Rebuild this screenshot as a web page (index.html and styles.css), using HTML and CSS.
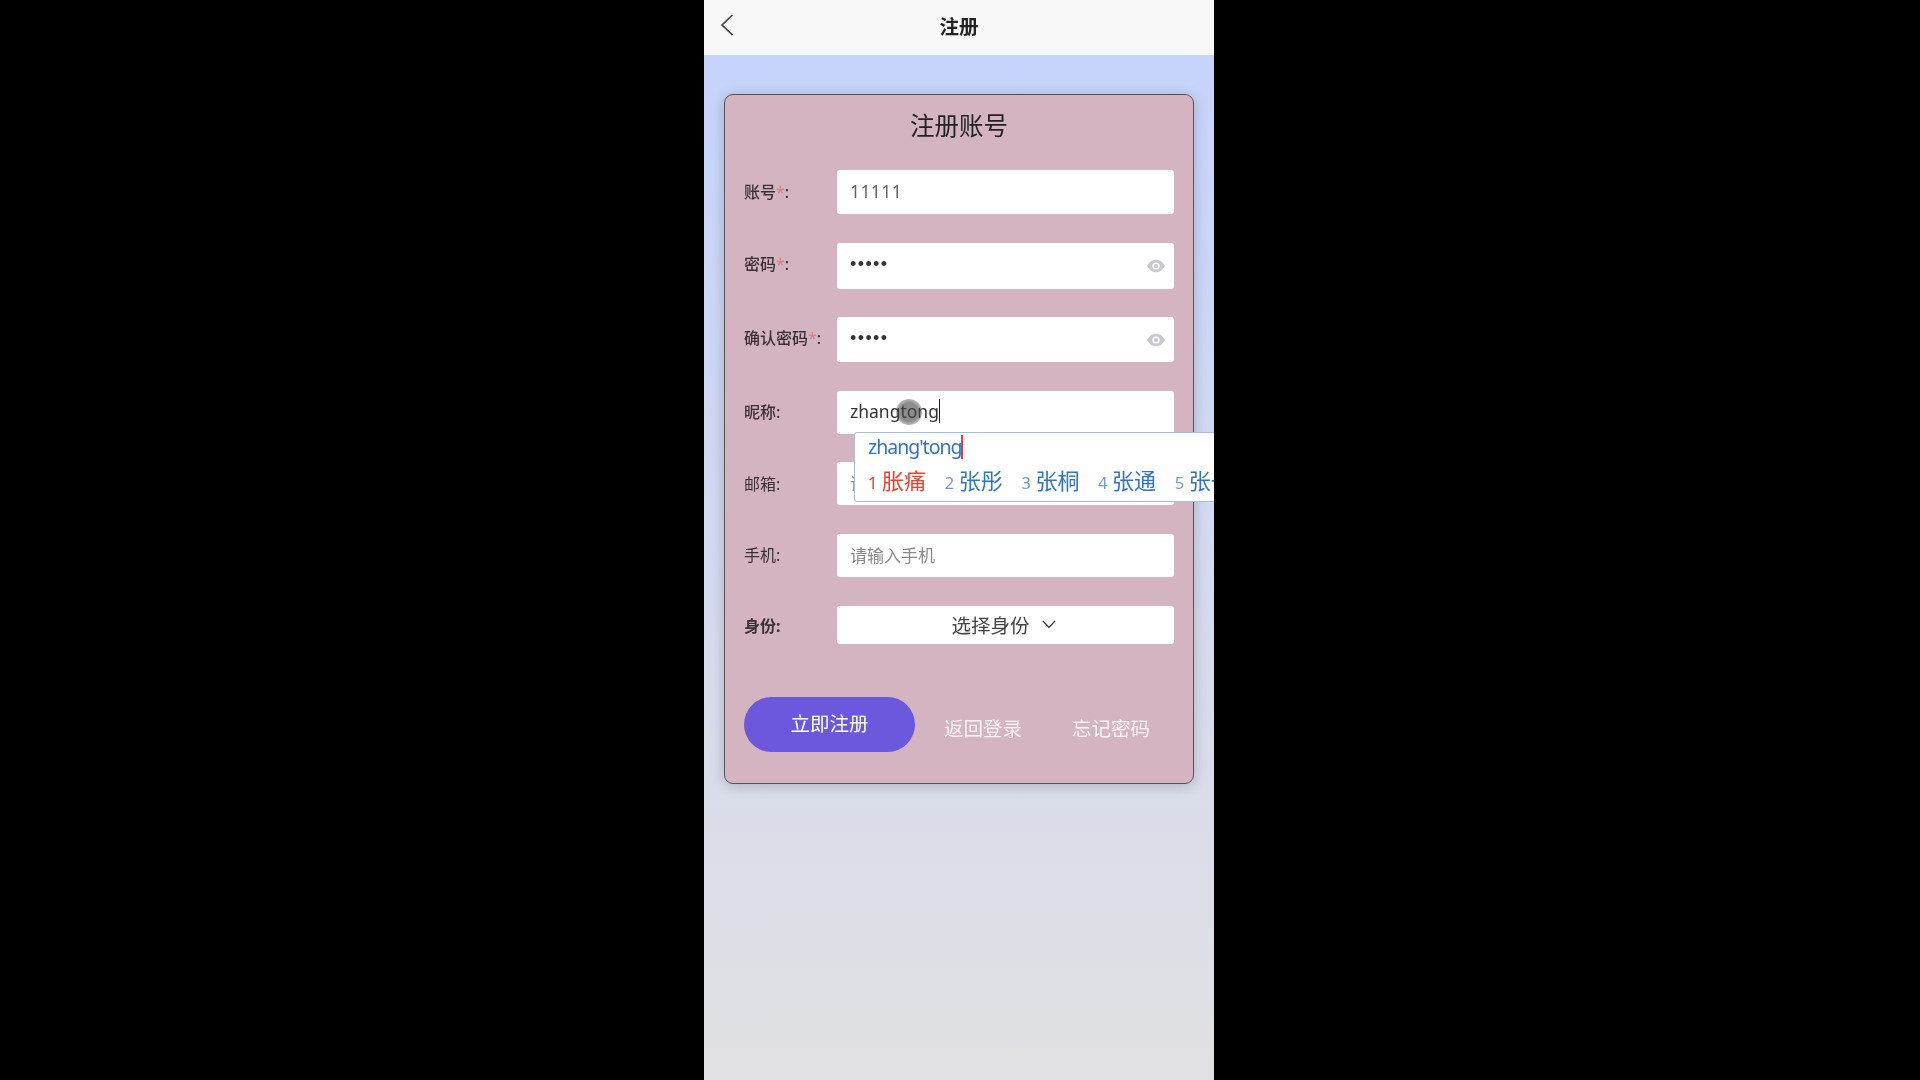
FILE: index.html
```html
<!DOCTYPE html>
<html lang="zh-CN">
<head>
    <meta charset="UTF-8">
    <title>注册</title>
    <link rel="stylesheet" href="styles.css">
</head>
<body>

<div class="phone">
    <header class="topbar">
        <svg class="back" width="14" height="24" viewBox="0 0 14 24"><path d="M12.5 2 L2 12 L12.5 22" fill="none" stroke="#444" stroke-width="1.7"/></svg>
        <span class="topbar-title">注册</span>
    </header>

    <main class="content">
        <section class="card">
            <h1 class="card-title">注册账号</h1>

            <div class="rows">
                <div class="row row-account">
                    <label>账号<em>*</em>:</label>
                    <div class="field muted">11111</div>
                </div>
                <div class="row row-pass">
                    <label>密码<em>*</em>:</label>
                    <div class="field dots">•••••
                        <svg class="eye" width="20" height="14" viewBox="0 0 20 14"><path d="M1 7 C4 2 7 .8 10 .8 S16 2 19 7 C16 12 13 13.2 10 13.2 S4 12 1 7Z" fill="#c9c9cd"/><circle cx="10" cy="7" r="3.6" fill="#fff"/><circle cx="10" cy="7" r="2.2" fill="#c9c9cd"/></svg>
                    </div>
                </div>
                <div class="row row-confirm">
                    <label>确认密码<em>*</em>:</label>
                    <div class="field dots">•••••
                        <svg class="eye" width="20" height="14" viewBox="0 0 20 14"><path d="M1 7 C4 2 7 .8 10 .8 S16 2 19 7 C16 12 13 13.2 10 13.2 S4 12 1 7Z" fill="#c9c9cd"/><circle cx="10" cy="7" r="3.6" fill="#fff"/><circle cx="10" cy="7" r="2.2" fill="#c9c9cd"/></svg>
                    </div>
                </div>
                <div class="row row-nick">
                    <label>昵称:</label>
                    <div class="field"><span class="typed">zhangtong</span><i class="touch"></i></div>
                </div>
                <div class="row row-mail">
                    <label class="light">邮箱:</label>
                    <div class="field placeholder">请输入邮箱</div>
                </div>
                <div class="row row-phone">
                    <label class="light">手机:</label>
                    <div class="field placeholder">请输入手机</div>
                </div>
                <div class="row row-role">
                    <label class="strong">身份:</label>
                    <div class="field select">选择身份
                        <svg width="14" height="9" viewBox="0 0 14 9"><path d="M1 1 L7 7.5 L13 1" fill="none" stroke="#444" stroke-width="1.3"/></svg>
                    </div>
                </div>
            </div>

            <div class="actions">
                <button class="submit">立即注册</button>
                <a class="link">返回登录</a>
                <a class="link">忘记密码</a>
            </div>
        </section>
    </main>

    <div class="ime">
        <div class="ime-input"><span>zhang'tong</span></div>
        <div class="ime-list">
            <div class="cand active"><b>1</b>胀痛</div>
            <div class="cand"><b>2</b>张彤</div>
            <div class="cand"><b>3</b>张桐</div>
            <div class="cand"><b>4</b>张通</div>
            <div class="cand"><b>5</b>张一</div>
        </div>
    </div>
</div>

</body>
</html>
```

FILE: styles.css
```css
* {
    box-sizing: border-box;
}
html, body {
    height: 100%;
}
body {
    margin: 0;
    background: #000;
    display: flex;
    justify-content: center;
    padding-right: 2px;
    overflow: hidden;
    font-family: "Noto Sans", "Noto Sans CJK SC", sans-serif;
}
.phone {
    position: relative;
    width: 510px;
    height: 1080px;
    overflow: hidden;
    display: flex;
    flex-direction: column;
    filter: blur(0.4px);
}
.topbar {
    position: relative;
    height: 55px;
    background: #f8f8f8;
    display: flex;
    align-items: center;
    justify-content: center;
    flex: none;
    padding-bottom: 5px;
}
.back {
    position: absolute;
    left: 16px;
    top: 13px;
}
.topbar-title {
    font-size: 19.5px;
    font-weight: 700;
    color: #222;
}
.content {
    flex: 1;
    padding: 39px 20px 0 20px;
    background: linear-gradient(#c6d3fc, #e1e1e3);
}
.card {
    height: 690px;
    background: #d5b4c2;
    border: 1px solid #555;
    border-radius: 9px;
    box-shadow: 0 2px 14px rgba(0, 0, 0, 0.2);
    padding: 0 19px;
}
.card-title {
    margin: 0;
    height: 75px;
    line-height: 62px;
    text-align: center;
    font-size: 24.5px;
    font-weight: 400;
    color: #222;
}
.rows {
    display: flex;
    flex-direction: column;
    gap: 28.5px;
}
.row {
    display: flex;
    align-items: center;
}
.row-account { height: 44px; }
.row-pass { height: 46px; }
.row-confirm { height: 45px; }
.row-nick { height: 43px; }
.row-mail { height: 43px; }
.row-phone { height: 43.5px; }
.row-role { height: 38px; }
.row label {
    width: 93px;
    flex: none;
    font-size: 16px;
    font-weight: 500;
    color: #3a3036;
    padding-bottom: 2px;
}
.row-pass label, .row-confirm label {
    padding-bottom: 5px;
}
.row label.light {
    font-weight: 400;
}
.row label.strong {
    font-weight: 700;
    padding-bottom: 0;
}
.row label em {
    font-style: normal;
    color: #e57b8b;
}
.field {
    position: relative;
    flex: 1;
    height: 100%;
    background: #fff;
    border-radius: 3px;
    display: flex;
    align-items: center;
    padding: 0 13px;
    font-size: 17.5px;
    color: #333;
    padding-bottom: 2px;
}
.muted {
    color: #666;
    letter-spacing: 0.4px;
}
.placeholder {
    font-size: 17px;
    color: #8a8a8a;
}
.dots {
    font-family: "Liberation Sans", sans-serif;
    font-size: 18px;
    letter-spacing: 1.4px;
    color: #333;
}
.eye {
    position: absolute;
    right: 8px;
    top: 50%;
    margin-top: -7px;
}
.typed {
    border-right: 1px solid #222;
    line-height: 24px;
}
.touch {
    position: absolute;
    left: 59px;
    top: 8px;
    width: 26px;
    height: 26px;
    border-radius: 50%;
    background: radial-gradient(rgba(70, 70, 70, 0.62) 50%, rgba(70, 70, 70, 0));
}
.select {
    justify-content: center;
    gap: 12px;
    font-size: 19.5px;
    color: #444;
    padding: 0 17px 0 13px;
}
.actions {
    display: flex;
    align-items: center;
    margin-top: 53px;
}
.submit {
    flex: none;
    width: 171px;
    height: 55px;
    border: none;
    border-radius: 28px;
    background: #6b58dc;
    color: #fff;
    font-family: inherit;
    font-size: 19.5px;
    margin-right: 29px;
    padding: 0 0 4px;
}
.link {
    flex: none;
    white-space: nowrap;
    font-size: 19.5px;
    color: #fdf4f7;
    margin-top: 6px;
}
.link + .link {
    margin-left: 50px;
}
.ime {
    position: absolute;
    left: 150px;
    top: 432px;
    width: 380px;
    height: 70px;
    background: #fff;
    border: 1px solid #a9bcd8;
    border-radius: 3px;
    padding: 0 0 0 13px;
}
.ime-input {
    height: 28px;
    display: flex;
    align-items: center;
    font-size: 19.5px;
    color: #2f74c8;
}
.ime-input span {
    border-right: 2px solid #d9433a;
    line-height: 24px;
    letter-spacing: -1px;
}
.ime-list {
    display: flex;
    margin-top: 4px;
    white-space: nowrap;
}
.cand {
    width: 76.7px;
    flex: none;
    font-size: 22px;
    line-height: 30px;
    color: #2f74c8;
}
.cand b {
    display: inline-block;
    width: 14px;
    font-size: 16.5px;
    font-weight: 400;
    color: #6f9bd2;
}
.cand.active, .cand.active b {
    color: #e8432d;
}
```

===

*Task details*:
Count every line in the data where the string "index" occurs. Give nothing except the number.

*Result of the exercise*:
2